By Anna Arnman.
Så jävla metal (which translates as ‘So damned metal’) is a Swedish documentary about the nation’s heavy metal scene, from the early 1970s until now. It is based on hundreds of interviews with bands and performers like November, Neon Rose, Europe, Yngwie Malmsteen, Arch Enemy and In Flames. Sweden is one of the world’s leading producers of heavy metal, with superstars like the above-mentioned Europe and Yngwie Malmsteen well known to the big crowd, but also bands like Candlemass and Bathory that have established totally new subgenres. The director, Yasin Hillborg, is a former drummer of the Swedish death metal band Afflicted, active in the early 1990s. It took him five years to complete the film.
Watching these now, in many cases, aged heavy metal musicians and the people around them is rather fascinating. They have a real passion for their music and their story is told with that same passion for the hard, aggressive, heavy metal music, a genre that is totally dominated by men. This is perhaps first and foremost a film for those familiar with the genre and I sometimes miss the bigger picture or a more analytic approach to the subject. It maps the Swedish heavy metal scene and it does so in a thorough and often humoristic way. But it makes me wonder, why heavy metal? What is it about this specific music genre that is so special? It feels like you could have done the same film about almost any music genre; just ask a few questions to people from different bands, some reviewers and people around them. No one is really talking about why this specific genre appeals to their passions in the way it clearly does. You have to look outside the genre to understand what it consists of and what it stands for. That contextualization is what is lacking in this otherwise very amusing documentary.
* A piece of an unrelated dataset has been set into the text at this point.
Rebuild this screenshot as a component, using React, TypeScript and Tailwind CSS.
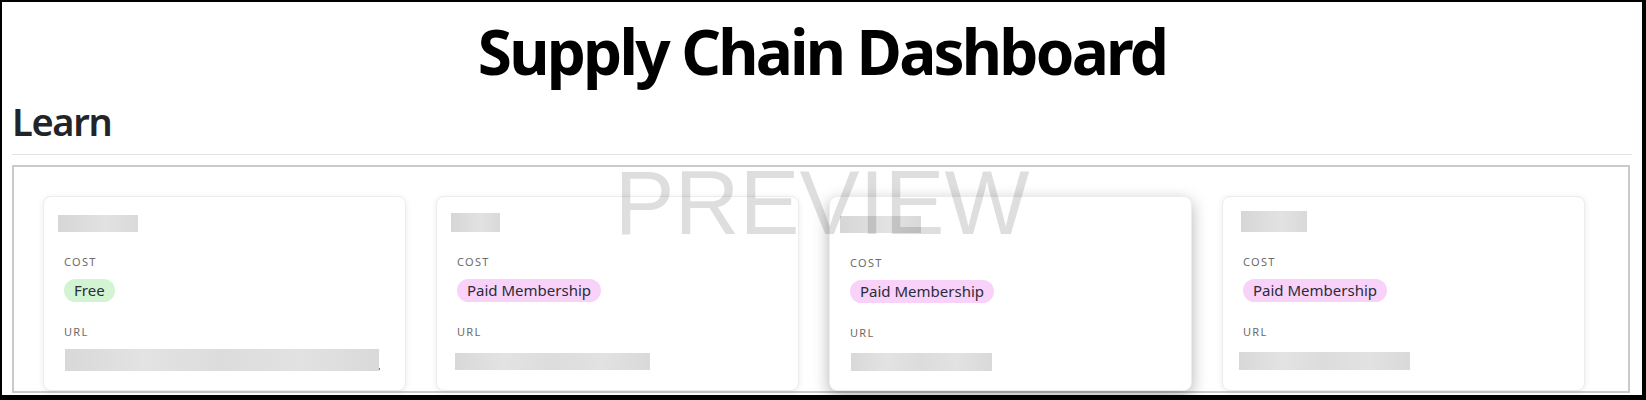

For example, a lot of the bands came from the same Stockholm suburb, Upplands Väsby, and Hillborg is generous with showing us stills and documentary film clips from the 1970s and 1980s. Both Europe and Yngwie Malmsteen grew up here. I would like to have seen even more from this time and place to gain a better understanding of exactly what was going on, why this small community of some 30.000 inhabitants gave rise to such a wave of successful heavy metal musicians. What kind of a suburb was/is Upplands Väsby? Why heavy metal, right there and then?
I also would have liked to see more of what was going on in the music scene outside of heavy metal. There was, for instance, a clear subcultural division during the 1980s in Sweden, visible to anyone visiting, say, a contemporary secondary school, between heavy metal fans and those preferring electronic syntheziser based music of the kind often labeled New Romantics in Britain. And I would have liked to see heavy metal put in contrast to other genres as well, just to clarify what it really stands for.
A lot of the film is devoted to anecdotes of the rock’n’roll lifestyle, like the one about when Yngwie Malmsteen got angry on a complaining fellow passenger on his first class plane trip and threw a cup of his own piss in her face. One of the other band members recorded the whole incident on tape, which brings Malmsteen to comment that, though he has done many sick things in his life, nothing is sicker than actually recording a thing like this on a tape recorder.
The singer of Europe, Joey Tempest, says that the managers must have known what to expect when they let these youngster suddenly turned superstars out into the world on massive tours with all the hard drinking, drugs and girls constantly available. The kids simply couldn’t handle it, and so became the sex, drugs and rock’n’roll assholes that, perhaps, many expected them to become. The way they often talk about female fans and how to exploit them is depressing.
I also got curious about the various subgenres of heavy metal and how they are defined. It seems like a very big distinction is often made between the rather lightweight Europe and the really heavy black metal band Bathory, whilst at the same time they are bundled together in the same genre documentary. Hillborg and, perhaps, his intended audience of fans are so familiar with the genre that they probably don´t feel like they need detailed explanations or things put in a larger context. I am not so familiar with this music genre and would have liked to see things in a broader perspective. I would have liked to be offered a deeper understanding, beyond a simple demonstration of the artists love of this kind of music, of why, not just that, they love it. Why this and not something else? What is the appeal? What does heavy metal stand for, in comparison to other genres?
Still, the love for the music is also the films real strength. Even though these heavy metal men do what they can to be and look ‘cool’, they are really music nerds and it is inspiring to see people so passionate about what they do and love. It could have been Star Trek fans, birdwatchers or hip hop musicians; it is nerds who rule the world. So, the most important message for me after seeing Så jävla metal is – nerds all over the world unite!
Anna Arnman is a former editor-in-chief of Film International. She wrote her Ph.D. thesis on Clive Barker’s Hellraiser.